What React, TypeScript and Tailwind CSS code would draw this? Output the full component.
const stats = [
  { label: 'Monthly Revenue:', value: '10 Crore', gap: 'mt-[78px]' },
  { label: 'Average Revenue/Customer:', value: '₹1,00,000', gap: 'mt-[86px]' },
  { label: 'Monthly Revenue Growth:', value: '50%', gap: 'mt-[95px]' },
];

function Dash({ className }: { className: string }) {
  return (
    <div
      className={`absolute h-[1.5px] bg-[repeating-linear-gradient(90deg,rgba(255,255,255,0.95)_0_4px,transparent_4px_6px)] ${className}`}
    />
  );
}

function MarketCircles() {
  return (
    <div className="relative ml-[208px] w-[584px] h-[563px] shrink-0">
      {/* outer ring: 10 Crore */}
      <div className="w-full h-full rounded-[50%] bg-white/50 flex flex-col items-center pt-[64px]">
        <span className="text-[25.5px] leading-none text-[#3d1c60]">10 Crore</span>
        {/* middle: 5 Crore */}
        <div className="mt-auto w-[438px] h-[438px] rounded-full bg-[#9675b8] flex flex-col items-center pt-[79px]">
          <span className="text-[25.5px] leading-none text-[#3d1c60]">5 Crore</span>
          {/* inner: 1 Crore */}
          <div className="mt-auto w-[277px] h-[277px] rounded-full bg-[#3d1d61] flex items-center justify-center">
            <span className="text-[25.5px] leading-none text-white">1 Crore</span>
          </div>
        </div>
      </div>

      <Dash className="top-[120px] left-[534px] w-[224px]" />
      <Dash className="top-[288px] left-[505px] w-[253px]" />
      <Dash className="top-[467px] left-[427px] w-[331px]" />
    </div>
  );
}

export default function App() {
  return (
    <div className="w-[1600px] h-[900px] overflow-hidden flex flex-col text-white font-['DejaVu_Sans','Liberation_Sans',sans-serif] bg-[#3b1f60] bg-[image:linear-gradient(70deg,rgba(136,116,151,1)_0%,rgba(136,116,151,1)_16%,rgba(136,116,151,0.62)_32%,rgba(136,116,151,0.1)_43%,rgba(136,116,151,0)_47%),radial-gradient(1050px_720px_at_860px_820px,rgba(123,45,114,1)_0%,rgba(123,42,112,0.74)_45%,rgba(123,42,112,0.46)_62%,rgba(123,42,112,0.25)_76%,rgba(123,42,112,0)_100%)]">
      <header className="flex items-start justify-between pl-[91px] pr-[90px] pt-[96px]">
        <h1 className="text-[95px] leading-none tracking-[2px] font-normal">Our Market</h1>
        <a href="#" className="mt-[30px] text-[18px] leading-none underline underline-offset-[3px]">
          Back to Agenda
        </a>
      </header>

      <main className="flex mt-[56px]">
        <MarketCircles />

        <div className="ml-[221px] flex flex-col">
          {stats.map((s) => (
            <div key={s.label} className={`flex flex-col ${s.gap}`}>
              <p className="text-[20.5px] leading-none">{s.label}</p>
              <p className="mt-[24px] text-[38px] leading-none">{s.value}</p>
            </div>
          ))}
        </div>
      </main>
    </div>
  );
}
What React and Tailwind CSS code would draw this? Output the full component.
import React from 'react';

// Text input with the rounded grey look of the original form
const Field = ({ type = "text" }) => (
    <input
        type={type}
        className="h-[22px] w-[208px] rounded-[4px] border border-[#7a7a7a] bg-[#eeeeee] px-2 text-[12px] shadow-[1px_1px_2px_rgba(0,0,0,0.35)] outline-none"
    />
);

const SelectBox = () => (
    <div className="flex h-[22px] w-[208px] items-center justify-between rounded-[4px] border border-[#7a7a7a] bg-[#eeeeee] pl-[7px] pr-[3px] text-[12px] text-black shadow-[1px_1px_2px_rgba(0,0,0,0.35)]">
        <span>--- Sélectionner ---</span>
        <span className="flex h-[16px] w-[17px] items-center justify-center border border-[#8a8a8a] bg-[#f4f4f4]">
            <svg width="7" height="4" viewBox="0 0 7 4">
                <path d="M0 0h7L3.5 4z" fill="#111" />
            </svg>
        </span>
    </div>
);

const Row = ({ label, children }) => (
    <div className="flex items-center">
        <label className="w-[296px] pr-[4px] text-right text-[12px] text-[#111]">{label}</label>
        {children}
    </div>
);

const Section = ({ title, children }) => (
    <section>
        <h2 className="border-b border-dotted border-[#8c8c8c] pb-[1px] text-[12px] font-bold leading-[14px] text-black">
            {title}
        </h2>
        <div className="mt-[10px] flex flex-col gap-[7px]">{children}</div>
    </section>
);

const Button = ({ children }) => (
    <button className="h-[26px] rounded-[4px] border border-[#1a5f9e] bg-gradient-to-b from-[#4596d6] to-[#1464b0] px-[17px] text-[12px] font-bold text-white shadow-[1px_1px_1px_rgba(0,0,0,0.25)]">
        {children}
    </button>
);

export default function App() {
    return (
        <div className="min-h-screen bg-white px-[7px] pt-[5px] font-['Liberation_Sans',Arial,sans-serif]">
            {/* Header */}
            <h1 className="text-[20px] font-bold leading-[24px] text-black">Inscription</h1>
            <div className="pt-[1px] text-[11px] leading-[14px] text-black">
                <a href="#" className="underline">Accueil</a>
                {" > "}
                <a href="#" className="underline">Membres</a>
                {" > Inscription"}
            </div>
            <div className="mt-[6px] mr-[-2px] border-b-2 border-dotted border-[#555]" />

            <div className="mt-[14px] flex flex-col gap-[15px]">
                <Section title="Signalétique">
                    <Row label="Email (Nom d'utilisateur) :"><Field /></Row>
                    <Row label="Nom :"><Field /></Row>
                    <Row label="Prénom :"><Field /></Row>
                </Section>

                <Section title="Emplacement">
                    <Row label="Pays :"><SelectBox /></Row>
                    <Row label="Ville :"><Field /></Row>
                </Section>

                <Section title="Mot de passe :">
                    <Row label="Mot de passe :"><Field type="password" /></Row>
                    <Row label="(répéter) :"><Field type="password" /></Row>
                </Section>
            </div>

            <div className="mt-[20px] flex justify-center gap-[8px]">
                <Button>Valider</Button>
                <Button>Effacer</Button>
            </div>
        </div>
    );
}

------------------------------------------------------------

TASK TO COMPLETE:
Make an exact copy of every entry.

ANSWER IN FULL:
What React, TypeScript and Tailwind CSS code would draw this? Output the full component.
const stats = [
  { label: 'Monthly Revenue:', value: '10 Crore', gap: 'mt-[78px]' },
  { label: 'Average Revenue/Customer:', value: '₹1,00,000', gap: 'mt-[86px]' },
  { label: 'Monthly Revenue Growth:', value: '50%', gap: 'mt-[95px]' },
];

function Dash({ className }: { className: string }) {
  return (
    <div
      className={`absolute h-[1.5px] bg-[repeating-linear-gradient(90deg,rgba(255,255,255,0.95)_0_4px,transparent_4px_6px)] ${className}`}
    />
  );
}

function MarketCircles() {
  return (
    <div className="relative ml-[208px] w-[584px] h-[563px] shrink-0">
      {/* outer ring: 10 Crore */}
      <div className="w-full h-full rounded-[50%] bg-white/50 flex flex-col items-center pt-[64px]">
        <span className="text-[25.5px] leading-none text-[#3d1c60]">10 Crore</span>
        {/* middle: 5 Crore */}
        <div className="mt-auto w-[438px] h-[438px] rounded-full bg-[#9675b8] flex flex-col items-center pt-[79px]">
          <span className="text-[25.5px] leading-none text-[#3d1c60]">5 Crore</span>
          {/* inner: 1 Crore */}
          <div className="mt-auto w-[277px] h-[277px] rounded-full bg-[#3d1d61] flex items-center justify-center">
            <span className="text-[25.5px] leading-none text-white">1 Crore</span>
          </div>
        </div>
      </div>

      <Dash className="top-[120px] left-[534px] w-[224px]" />
      <Dash className="top-[288px] left-[505px] w-[253px]" />
      <Dash className="top-[467px] left-[427px] w-[331px]" />
    </div>
  );
}

export default function App() {
  return (
    <div className="w-[1600px] h-[900px] overflow-hidden flex flex-col text-white font-['DejaVu_Sans','Liberation_Sans',sans-serif] bg-[#3b1f60] bg-[image:linear-gradient(70deg,rgba(136,116,151,1)_0%,rgba(136,116,151,1)_16%,rgba(136,116,151,0.62)_32%,rgba(136,116,151,0.1)_43%,rgba(136,116,151,0)_47%),radial-gradient(1050px_720px_at_860px_820px,rgba(123,45,114,1)_0%,rgba(123,42,112,0.74)_45%,rgba(123,42,112,0.46)_62%,rgba(123,42,112,0.25)_76%,rgba(123,42,112,0)_100%)]">
      <header className="flex items-start justify-between pl-[91px] pr-[90px] pt-[96px]">
        <h1 className="text-[95px] leading-none tracking-[2px] font-normal">Our Market</h1>
        <a href="#" className="mt-[30px] text-[18px] leading-none underline underline-offset-[3px]">
          Back to Agenda
        </a>
      </header>

      <main className="flex mt-[56px]">
        <MarketCircles />

        <div className="ml-[221px] flex flex-col">
          {stats.map((s) => (
            <div key={s.label} className={`flex flex-col ${s.gap}`}>
              <p className="text-[20.5px] leading-none">{s.label}</p>
              <p className="mt-[24px] text-[38px] leading-none">{s.value}</p>
            </div>
          ))}
        </div>
      </main>
    </div>
  );
}
What React and Tailwind CSS code would draw this? Output the full component.
import React from 'react';

// Text input with the rounded grey look of the original form
const Field = ({ type = "text" }) => (
    <input
        type={type}
        className="h-[22px] w-[208px] rounded-[4px] border border-[#7a7a7a] bg-[#eeeeee] px-2 text-[12px] shadow-[1px_1px_2px_rgba(0,0,0,0.35)] outline-none"
    />
);

const SelectBox = () => (
    <div className="flex h-[22px] w-[208px] items-center justify-between rounded-[4px] border border-[#7a7a7a] bg-[#eeeeee] pl-[7px] pr-[3px] text-[12px] text-black shadow-[1px_1px_2px_rgba(0,0,0,0.35)]">
        <span>--- Sélectionner ---</span>
        <span className="flex h-[16px] w-[17px] items-center justify-center border border-[#8a8a8a] bg-[#f4f4f4]">
            <svg width="7" height="4" viewBox="0 0 7 4">
                <path d="M0 0h7L3.5 4z" fill="#111" />
            </svg>
        </span>
    </div>
);

const Row = ({ label, children }) => (
    <div className="flex items-center">
        <label className="w-[296px] pr-[4px] text-right text-[12px] text-[#111]">{label}</label>
        {children}
    </div>
);

const Section = ({ title, children }) => (
    <section>
        <h2 className="border-b border-dotted border-[#8c8c8c] pb-[1px] text-[12px] font-bold leading-[14px] text-black">
            {title}
        </h2>
        <div className="mt-[10px] flex flex-col gap-[7px]">{children}</div>
    </section>
);

const Button = ({ children }) => (
    <button className="h-[26px] rounded-[4px] border border-[#1a5f9e] bg-gradient-to-b from-[#4596d6] to-[#1464b0] px-[17px] text-[12px] font-bold text-white shadow-[1px_1px_1px_rgba(0,0,0,0.25)]">
        {children}
    </button>
);

export default function App() {
    return (
        <div className="min-h-screen bg-white px-[7px] pt-[5px] font-['Liberation_Sans',Arial,sans-serif]">
            {/* Header */}
            <h1 className="text-[20px] font-bold leading-[24px] text-black">Inscription</h1>
            <div className="pt-[1px] text-[11px] leading-[14px] text-black">
                <a href="#" className="underline">Accueil</a>
                {" > "}
                <a href="#" className="underline">Membres</a>
                {" > Inscription"}
            </div>
            <div className="mt-[6px] mr-[-2px] border-b-2 border-dotted border-[#555]" />

            <div className="mt-[14px] flex flex-col gap-[15px]">
                <Section title="Signalétique">
                    <Row label="Email (Nom d'utilisateur) :"><Field /></Row>
                    <Row label="Nom :"><Field /></Row>
                    <Row label="Prénom :"><Field /></Row>
                </Section>

                <Section title="Emplacement">
                    <Row label="Pays :"><SelectBox /></Row>
                    <Row label="Ville :"><Field /></Row>
                </Section>

                <Section title="Mot de passe :">
                    <Row label="Mot de passe :"><Field type="password" /></Row>
                    <Row label="(répéter) :"><Field type="password" /></Row>
                </Section>
            </div>

            <div className="mt-[20px] flex justify-center gap-[8px]">
                <Button>Valider</Button>
                <Button>Effacer</Button>
            </div>
        </div>
    );
}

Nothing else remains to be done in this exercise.